I'm also training XFeat + LightGlue (smaller model) and should release it soon, in case anyone is interested!

noahzn commented 3 weeks ago

Hi, @georg-bn thanks for the work! I am wondering how I should use a learned steerer pth file and use the descriptors to train lightglue, instead of using MNN?

georg-bn commented 3 weeks ago

Hi @noahzn,

I think there are different options, we discussed it a bit here: https://github.com/georg-bn/rotation-steerers/issues/3

If you are interested in working on this as a research project, let me know as I am also interested.

noahzn commented 3 weeks ago

@georg-bn Hi, thank you for your reply! Yes, I'm interested in this project. Now I'm training XFeat with a learned steerer.

noahzn commented 2 weeks ago

@georg-bn @guipotje In the training code of XFeat, the random in-plane rotation is limited to (-30,30), have you tried increase this number so that maybe it can deal with larger rotations?

guipotje commented 2 weeks ago

Hi @noahzn, from my experience it would generally improve in-plane rotation robustness but it will probably hurt performance for images that are upright. This is a trade-off, I believe for general upright images, [-30,30] is a good balance. It would make sense to use steerers if you know that your images may have large in-plane rotations.

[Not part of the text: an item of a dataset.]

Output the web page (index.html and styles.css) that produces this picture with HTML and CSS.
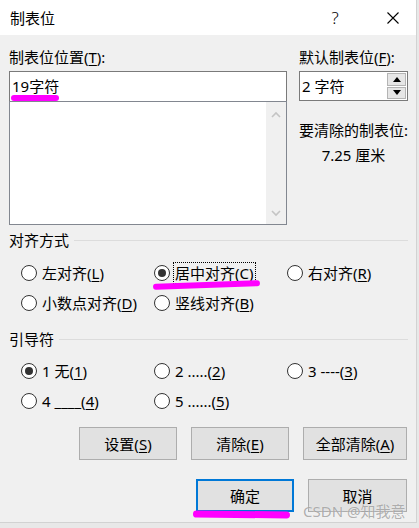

noahzn commented 2 weeks ago

@guipotje thanks for your reply! My use case is a bit different. I'm matching a small patch to a larger one, for example, I have taken a uav image which is 500x500, and I want to match it with a larger patch 2000x2000. the target region can be anywhere on the larger patch, so it can be in the top left from (0, 0) to (500, 500), or in the bottom right from (1500, 1500) to (2000, 2000), etc. Do you think this is related to in-plane rotation, or translation?